## Provided data
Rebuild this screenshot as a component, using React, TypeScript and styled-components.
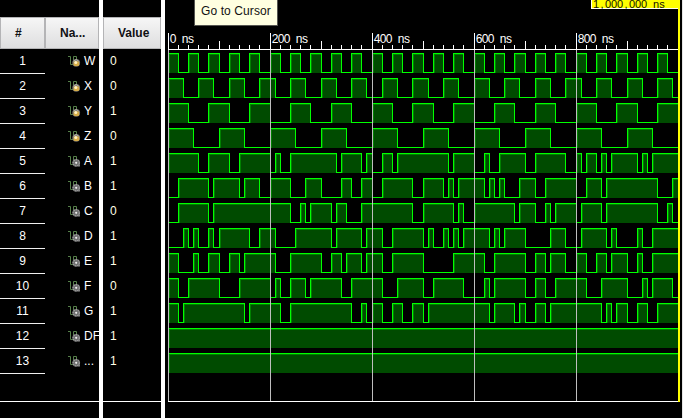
import React from "react";
import styled, { createGlobalStyle } from "styled-components";

const GlobalStyle = createGlobalStyle`
  * { box-sizing: border-box; }
  html, body { margin: 0; padding: 0; background: #000; overflow: hidden; }
  body { font-family: "Liberation Sans", Arial, sans-serif; font-size: 12px; color: #fff; }
`;

type Signal = { name: string; value: string; input?: boolean; start: 0 | 1; edges: number[] };

const END = 100;

function clock(half: number): number[] {
  const out: number[] = [];
  for (let k = half; k < END; k += half) out.push(k);
  return out;
}

// Edge times are in steps of 10 ns.
const SIGNALS: Signal[] = [
  { name: "W", value: "0", input: true, start: 1, edges: clock(2) },
  { name: "X", value: "0", input: true, start: 1, edges: clock(3) },
  { name: "Y", value: "1", input: true, start: 1, edges: clock(4) },
  { name: "Z", value: "0", input: true, start: 1, edges: clock(5) },
  { name: "A", value: "1", start: 1, edges: [6, 8, 12, 14, 20, 21, 22, 24, 33, 34, 38, 39, 40, 42, 44, 45, 55, 56, 60, 62, 63, 65, 70, 72, 78, 80, 81, 82, 84, 85, 86, 87, 92, 93, 94, 95] },
  { name: "B", value: "1", start: 0, edges: [2, 8, 9, 14, 15, 18, 20, 24, 27, 30, 34, 36, 38, 40, 42, 48, 50, 54, 55, 56, 57, 62, 63, 64, 65, 66, 69, 72, 74, 80, 82, 85, 86, 96, 99] },
  { name: "C", value: "0", start: 0, edges: [2, 8, 9, 24, 26, 27, 28, 32, 33, 35, 38, 48, 50, 56, 57, 58, 60, 68, 69, 72, 74, 75, 76, 80, 81, 85, 86, 96, 98, 99] },
  { name: "D", value: "1", start: 0, edges: [3, 4, 5, 6, 8, 9, 10, 16, 18, 21, 25, 32, 33, 38, 39, 42, 44, 50, 51, 52, 54, 55, 56, 57, 58, 63, 64, 65, 66, 70, 75, 78, 81, 86, 87, 88, 92, 93, 95] },
  { name: "E", value: "1", start: 1, edges: [2, 5, 6, 8, 10, 12, 14, 15, 21, 24, 30, 32, 34, 35, 38, 39, 42, 44, 50, 56, 62, 64, 70, 72, 74, 75, 78, 80, 82, 84, 86, 87, 90, 92, 93, 95] },
  { name: "F", value: "0", start: 1, edges: [2, 4, 10, 14, 20, 21, 22, 24, 27, 28, 34, 36, 42, 45, 50, 52, 58, 62, 63, 64, 70, 72, 74, 76, 82, 85, 90, 93, 94, 95, 99] },
  { name: "G", value: "1", start: 1, edges: [2, 3, 15, 16, 22, 24, 36, 38, 39, 40, 42, 44, 46, 48, 50, 51, 63, 64, 68, 69, 70, 72, 74, 75, 85, 86, 87, 88, 90, 92, 94, 96] },
  { name: "DF", value: "1", start: 1, edges: [] },
  { name: "...", value: "1", start: 1, edges: [] },
];

const Viewer = styled.div`
  display: grid;
  grid-template-columns: 99px 4px 58px 4px 517px 1px;
  width: 683px;
  height: 418px;
  background: #000;
`;

const Divider = styled.div<{ $tone?: string }>`
  background: ${(p) => p.$tone ?? "#fff"};
`;

const Table = styled.div`
  display: flex;
  flex-direction: column;
  height: 402px;
  padding-top: 17px;
  border-bottom: 1px solid #fff;
  overflow: hidden;
`;

const HeaderRow = styled.div`
  display: flex;
  height: 32px;
  flex: none;
`;

const HeaderCell = styled.div<{ $width: number; $indent: number }>`
  width: ${(p) => p.$width}px;
  padding: 8px 0 0 ${(p) => p.$indent}px;
  height: 32px;
  border: 1px solid #b4b4b6;
  background: linear-gradient(#f6f6f6, #dededf);
  color: #101014;
  font-weight: bold;
  line-height: 14px;
  white-space: nowrap;
`;

const Row = styled.div`
  display: flex;
  height: 25px;
  flex: none;
  line-height: 24px;
`;

const IndexCell = styled.div`
  width: 45px;
  border-bottom: 1px solid #f0f0f0;
  text-align: center;
`;

const NameCell = styled.div`
  display: flex;
  flex: 1;
  padding: 0 0 0 23px;
  gap: 3px;
  overflow: hidden;
  white-space: nowrap;

  svg { flex: none; margin-top: 6px; }
`;

const ValueCell = styled.div`
  padding-left: 7px;
  color: #ffffe8;
`;

const WavePane = styled.div`
  position: relative;
  overflow: hidden;
`;

const WaveChart = styled.svg`
  display: block;
  shape-rendering: crispEdges;
`;

const ScaleText = styled.text<{ $color: string; $size: number }>`
  font-family: "Liberation Sans", Arial, sans-serif;
  font-size: ${(p) => p.$size}px;
  fill: ${(p) => p.$color};
  text-anchor: middle;
`;

const Tooltip = styled.div`
  position: absolute;
  left: 29px;
  top: -1px;
  width: 84px;
  height: 27px;
  padding: 4px 0 0 6px;
  border: 1px solid #555550;
  background: #ffffe1;
  color: #111;
  line-height: 15px;
  letter-spacing: 0.1px;
  white-space: nowrap;
`;

function SignalIcon({ input }: { input?: boolean }) {
  return (
    <svg width="13" height="13" viewBox="0 0 13 13">
      <path d="M0 1.5H2.5V9.5H5.5V1.5H8.5V5" fill="none" stroke="#56804a" />
      <circle cx="8.2" cy="7.8" r="3.9" fill={input ? "#77736a" : "#707070"} />
      {input ? (
        <>
          <path d="M5.8 6.5Q8 2.8 10.7 6.5" fill="none" stroke="#b8b8b4" />
          <rect x="5.6" y="6.2" width="5.6" height="4.8" rx="1.6" fill="#d8ae48" />
          <circle cx="7.8" cy="7.6" r="1.5" fill="#fff2c0" />
        </>
      ) : (
        <>
          <circle cx="8.2" cy="7.8" r="3.1" fill="none" stroke="#b4b4b4" strokeDasharray="1.3 1" />
          <circle cx="8.2" cy="7.8" r="1.1" fill="#ededed" />
          <path d="M10 9.5h2v2h-2z" fill="#858585" />
        </>
      )}
    </svg>
  );
}

// The pane starts at x = 165; time zero is three pixels inside it.
const xAt = (k: number) => 3 + Math.floor((k * 51) / 10 + 1e-6);

// Text of the time axis: every character is centred in a six-pixel cell.
function CellText({ x, y, text, color = "#fff", size = 12 }: { x: number; y: number; text: string; color?: string; size?: number }) {
  const xs = Array.from(text, (_, i) => x + 3 + i * 6).join(" ");
  return (
    <ScaleText x={xs} y={y} $color={color} $size={size}>
      {text}
    </ScaleText>
  );
}

function Wave({ signal, top }: { signal: Signal; top: number }) {
  const bounds = [0, ...signal.edges, END];
  const parts: React.ReactNode[] = [];
  let high = signal.start === 1;
  for (let i = 0; i < bounds.length - 1; i++) {
    const x = xAt(bounds[i]);
    const w = xAt(bounds[i + 1]) - x;
    parts.push(
      <g key={i}>
        {high && (
          <>
            <rect x={x} y={top} width={w} height={20} fill="#004b00" />
            <rect x={x + 1} y={top + 1} width={w - 1} height={1} fill="#008000" />
            <rect x={x + 1} y={top + 1} width={1} height={19} fill="#008000" />
          </>
        )}
        <rect x={x} y={high ? top : top + 19} width={w} height={1} fill="#0f0" />
        {i > 0 && <rect x={x} y={top} width={1} height={20} fill="#0f0" />}
      </g>,
    );
    high = !high;
  }
  return <g>{parts}</g>;
}

function Scale() {
  const ticks: React.ReactNode[] = [];
  for (let k = 0; k < END; k += 2) {
    const height = k % 20 === 0 ? 16 : 4;
    ticks.push(<rect key={k} x={xAt(k)} y={49 - height} width={1} height={height} fill="#fff" />);
  }
  for (let k = 10; k < END; k += 20) {
    ticks.push(<rect key={`mid${k}`} x={xAt(k)} y={41} width={1} height={8} fill="#fff" />);
  }
  return (
    <g>
      {ticks}
      <rect x={3} y={49} width={510} height={1} fill="#fff" />
      {[0, 200, 400, 600, 800].map((t) => (
        <CellText key={t} x={xAt(t / 10) + 2} y={43} text={`${t} ns`} />
      ))}
    </g>
  );
}

function Cursor() {
  return (
    <g>
      <rect x={426} y={0} width={89} height={9} fill="#fffff0" />
      <rect x={427} y={0} width={88} height={8} fill="#ff0" />
      <rect x={513} y={0} width={2} height={402} fill="#ff0" />
      <CellText x={428} y={8} text="1,000,000 ns" color="#111100" size={11} />
    </g>
  );
}

export default function App() {
  return (
    <>
      <GlobalStyle />
      <Viewer>
        <Table>
          <HeaderRow>
            <HeaderCell $width={45} $indent={14}>#</HeaderCell>
            <HeaderCell $width={54} $indent={14}>Na...</HeaderCell>
          </HeaderRow>
          {SIGNALS.map((s, i) => (
            <Row key={s.name}>
              <IndexCell>{i + 1}</IndexCell>
              <NameCell>
                <SignalIcon input={s.input} />
                <span>{s.name}</span>
              </NameCell>
            </Row>
          ))}
        </Table>
        <Divider />
        <Table>
          <HeaderRow>
            <HeaderCell $width={58} $indent={14}>Value</HeaderCell>
          </HeaderRow>
          {SIGNALS.map((s) => (
            <Row key={s.name}>
              <ValueCell>{s.value}</ValueCell>
            </Row>
          ))}
        </Table>
        <Divider />
        <WavePane>
          <WaveChart width="517" height="418" viewBox="0 0 517 418">
            {SIGNALS.map((s, i) => (
              <Wave key={s.name} signal={s} top={53 + i * 25} />
            ))}
            {[0, 20, 40, 60, 80].map((k) => (
              <rect key={k} x={xAt(k)} y={50} width={1} height={352} fill="#bebebe" />
            ))}
            <Scale />
            <rect x={3} y={401} width={510} height={1} fill="#fff" />
            <Cursor />
          </WaveChart>
          <Tooltip>Go to Cursor</Tooltip>
        </WavePane>
        <Divider $tone="#e6e6e6" />
      </Viewer>
    </>
  );
}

## Set task
Look over the material above and show each line where "components" appears.

## Output for this exercise
Rebuild this screenshot as a component, using React, TypeScript and styled-components.
import styled, { createGlobalStyle } from "styled-components";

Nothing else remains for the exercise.